Читать «Когда грабить банк и другие лайфхаки» онлайн - страница 114

Стивен Д. Левитт

Дочери нужна местная терапия опухоли мозга и регулярная химиотерапия. Они с мужем делают выбор в пользу одной специализированной клиники. Там ее сразу смотрит нейроонколог, а ПЭТ подтверждает, что опухоль широко распространилась. На следующий день две основные опухоли — в мозжечке и лобной доле мозга — удаляют гамма-ножом. Через девять дней после того, как был поставлен диагноз, дочь покидает клинику, как кажется, в своем обычном здоровом состоянии (дексаметазон снимает нетвердость походки). На какое-то время я снова начинаю есть и спать. Дочери же предстоит снова идти в клинику: обсудить химиотерапию с пульмонологом-онкологом. Но, хотя мы каждый день переписываемся и разговариваем, я совершенно не готов к тому, что увижу пять дней спустя. Теперь она выглядит больной. Она хрипит и при малейшей физической нагрузке задыхается. Утолщение на шее выглядит в два раза большим, чем раньше. И тут звонок из клиники: повторное исследование показало, что опухоль имеет не легочное, а тиреоидное происхождение. Вместо пульмонолога-онколога надо идти к онкологу, специализирующемуся на заболеваниях эндокринной системы. Тот рекомендует биопсию надпочечников, чтобы определить степень дифференцировки клеток опухоли. Но с какого бы органа все ни началось, видно, что генетический монстр сжирает тело моей дочери.

О болезни дочери мы не говорим никому, кроме ее брата, сестры, руководителя моего отделения (чтобы объяснить мое отсутствие) да еще старого друга, который подменяет меня на работе. Такая уж у меня паранойя: не люблю обсуждать здоровье близких с посторонними и показывать, что мои слезные железы вышли из-под контроля. Я знаю, что заплачу, если меня спросят о дочери. Пожилой врач не должен входить в больницу со слезами на щеках. Зато моя замечательная дочь держится молодцом. Ни слез, ни жалоб. Я подозреваю, что она смирилась с вероятным летальным исходом и терпит медицинскую суету вокруг себя, чтобы не расстраивать мужа, сына и отца. Почитала ли она сайты в Интернете или ей передался мой пессимизм?

Через шесть дней после выписки из клиники (с виду в добром здравии) она возвращается в нее в инвалидной коляске, задыхаясь даже при отсутствии нагрузки и разговаривая шепотом. Насыщение крови кислородом составляет 90% при дыхании комнатным воздухом. Поскольку у нее нет стридора, затруднения дыхания, видимо, вызваны опухолью в легких. После биопсии надпочечников ее муж возвращается из послепроцедурной комнаты с тревожной новостью: учащенный пульс.

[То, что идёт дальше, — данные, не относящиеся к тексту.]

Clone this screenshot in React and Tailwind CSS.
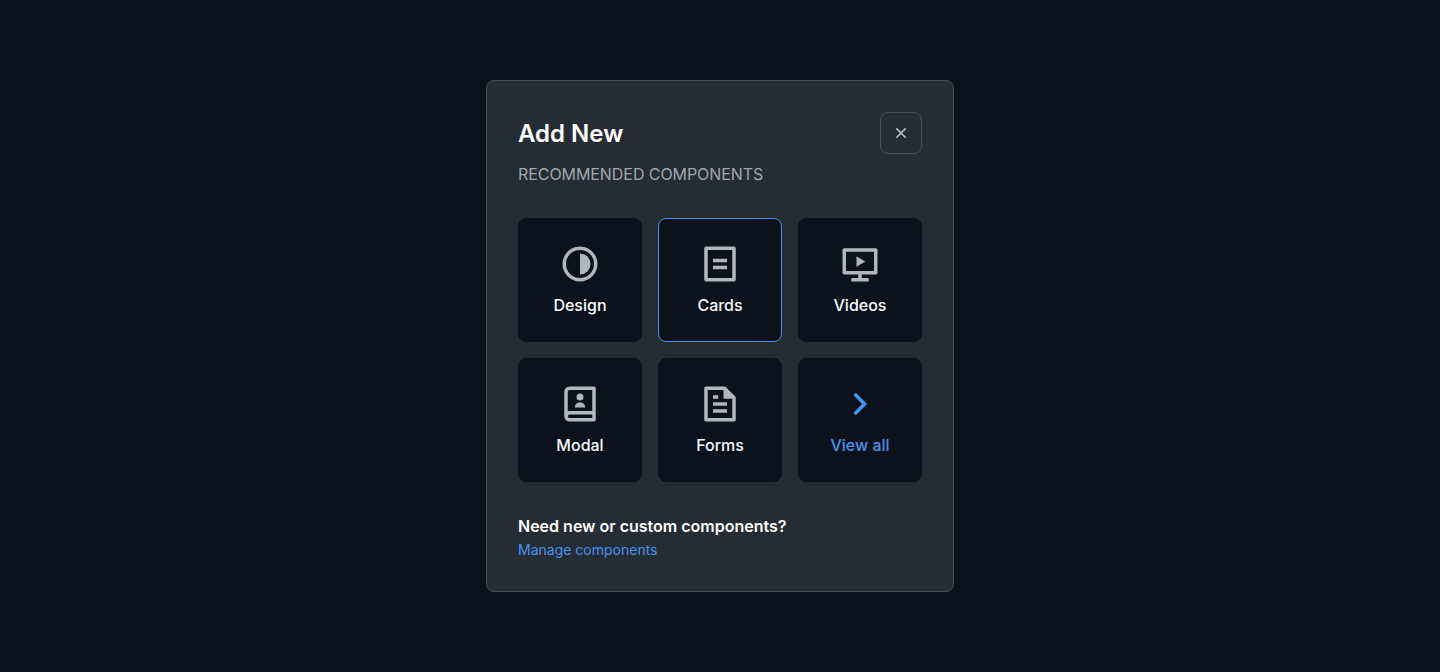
import React from "react";

const ICONS = {
  close:
    "M12 10.586l4.95-4.95 1.414 1.414-4.95 4.95 4.95 4.95-1.414 1.414-4.95-4.95-4.95 4.95-1.414-1.414 4.95-4.95-4.95-4.95L7.05 5.636z",
  design:
    "M12 22C6.477 22 2 17.523 2 12S6.477 2 12 2s10 4.477 10 10-4.477 10-10 10zm0-2a8 8 0 1 0 0-16 8 8 0 0 0 0 16zm0-2V6a6 6 0 1 1 0 12z",
  cards:
    "M20 22H4a1 1 0 0 1-1-1V3a1 1 0 0 1 1-1h16a1 1 0 0 1 1 1v18a1 1 0 0 1-1 1zm-1-2V4H5v16h14zM8 9h8v2H8V9zm0 4h8v2H8v-2z",
  videos:
    "M13 18v2h4v2H7v-2h4v-2H2.992A.998.998 0 0 1 2 16.993V4.007C2 3.451 2.455 3 2.992 3h18.016c.548 0 .992.449.992 1.007v12.986c0 .556-.455 1.007-.992 1.007H13zM4 5v11h16V5H4zm6 2.5l5 3-5 3v-6z",
  modal:
    "M20 22H6a3 3 0 0 1-3-3V5a3 3 0 0 1 3-3h14a1 1 0 0 1 1 1v18a1 1 0 0 1-1 1zm-1-2v-2H6a1 1 0 0 0 0 2h13zM5 16.17c.313-.11.65-.17 1-.17h13V4H6a1 1 0 0 0-1 1v11.17zM12 10a2 2 0 1 1 0-4 2 2 0 0 1 0 4zm-3 4a3 3 0 0 1 6 0H9z",
  forms:
    "M21 8v12.993A1 1 0 0 1 20.007 22H3.993A.993.993 0 0 1 3 21.008V2.992C3 2.455 3.449 2 4.002 2h10.995L21 8zm-2 1h-5V4H5v16h14V9zM8 7h3v2H8V7zm0 4h8v2H8v-2zm0 4h8v2H8v-2z",
  arrow: "M13.172 12l-4.95-4.95 1.414-1.414L16 12l-6.364 6.364-1.414-1.414z",
};

const TILES = [
  { label: "Design", icon: "design" },
  { label: "Cards", icon: "cards", selected: true },
  { label: "Videos", icon: "videos" },
  { label: "Modal", icon: "modal" },
  { label: "Forms", icon: "forms" },
  { label: "View all", icon: "arrow", link: true },
];

function Icon({ name, className }) {
  return (
    <svg viewBox="0 0 24 24" fill="currentColor" className={className} aria-hidden="true">
      <path d={ICONS[name]} />
    </svg>
  );
}

function Tile({ label, icon, selected, link }) {
  return (
    <button
      type="button"
      className={`flex h-[124px] flex-col items-center rounded-lg border bg-[#0c121b] pt-6 ${
        selected ? "border-[#4394f0]" : "border-[#0c121b]"
      }`}
    >
      <Icon name={icon} className={`size-[42px] ${link ? "text-[#4394f0]" : "text-[#b1b5bc]"}`} />
      <span
        className={`mt-2 text-base leading-6 font-medium ${
          link ? "text-[#4394f0]" : "text-[#f9fafb]"
        }`}
      >
        {label}
      </span>
    </button>
  );
}

export default function App() {
  return (
    <main className="flex min-h-screen items-center justify-center bg-[#0c121b] font-['Inter',sans-serif]">
      <section className="h-[512px] w-[468px] rounded-lg border border-[#495057] bg-[#262c33] p-[31px]">
        <header className="flex h-[42px] items-center justify-between">
          <h1 className="pt-0.5 text-2xl leading-8 font-semibold text-white">Add New</h1>
          <button
            type="button"
            aria-label="Close"
            className="flex size-[42px] items-center justify-center rounded-lg border border-[#495057] text-[#b1b5bc]"
          >
            <Icon name="close" className="size-5" />
          </button>
        </header>
        <p className="mt-2 text-base leading-6 tracking-[-0.07px] text-[#a2a6ae]">RECOMMENDED COMPONENTS</p>
        <div className="mt-8 grid grid-cols-3 gap-4">
          {TILES.map((tile) => (
            <Tile key={tile.label} {...tile} />
          ))}
        </div>
        <footer className="mt-8">
          <p className="text-base leading-6 font-semibold text-white">Need new or custom components?</p>
          <a href="#" className="block text-sm leading-6 text-[#4394f0]">
            Manage components
          </a>
        </footer>
      </section>
    </main>
  );
}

До сих пор я оставался пассивным наблюдателем, но теперь вынужден вмешаться. Считаю пульс: 145 ударов в минуту. Это очень серьезно. Сообщаю медсестре, что подозреваю мерцательную аритмию, предлагаю сделать ЭКГ и прекратить быстрое внутривенное вливание физиологического раствора. Для ЭКГ нужно вызвать бригаду скорой помощи. Появляется бригада. ЭКГ показывает мерцательную аритмию, которую отчасти снимают бета-блокаторами и блокаторами кальциевых каналов. Насыщение крови кислородом составляет лишь 86% (при пяти литрах кислорода). За восемь часов легочная функция резко ухудшилась. Неужели чудовищная опухоль распространяется так быстро? Мерцательную аритмию я воспринимаю лишь как малую часть катастрофического ухудшения здоровья, а молодая бригада скорой — как главную неприятность. Я хочу получить артериограмму легких, чтобы исключить легочную эмболию, а также достаточное количество кислорода, чтобы перевезти дочь домой. Однако для того и другого ее нужно доставить в отделение интенсивной терапии. Я понимаю, что дочь уже измотана, а такая перевозка чревата новыми расспросами, обследованиями, венесекциями и т.д., но мы соглашаемся. Артериограмма показывает, что легочной эмболии нет, но есть обширная опухоль в легком. Эндокринолог-онколог навещает дочь в отделении интенсивной терапии и терпеливо объясняет, почему для правильного лечения нужно определить степень дифференцировки клеток опухоли надпочечников. Зять спрашивает, нельзя ли начать хоть какое-то лечение немедленно, но в ответ слышит, что отсутствие лечения лучше неправильного лечения. Нам говорят, что дочери нужно вернуться в клинику через четыре дня для химиотерапии. Но я боюсь, что вернуться ей уже не придется.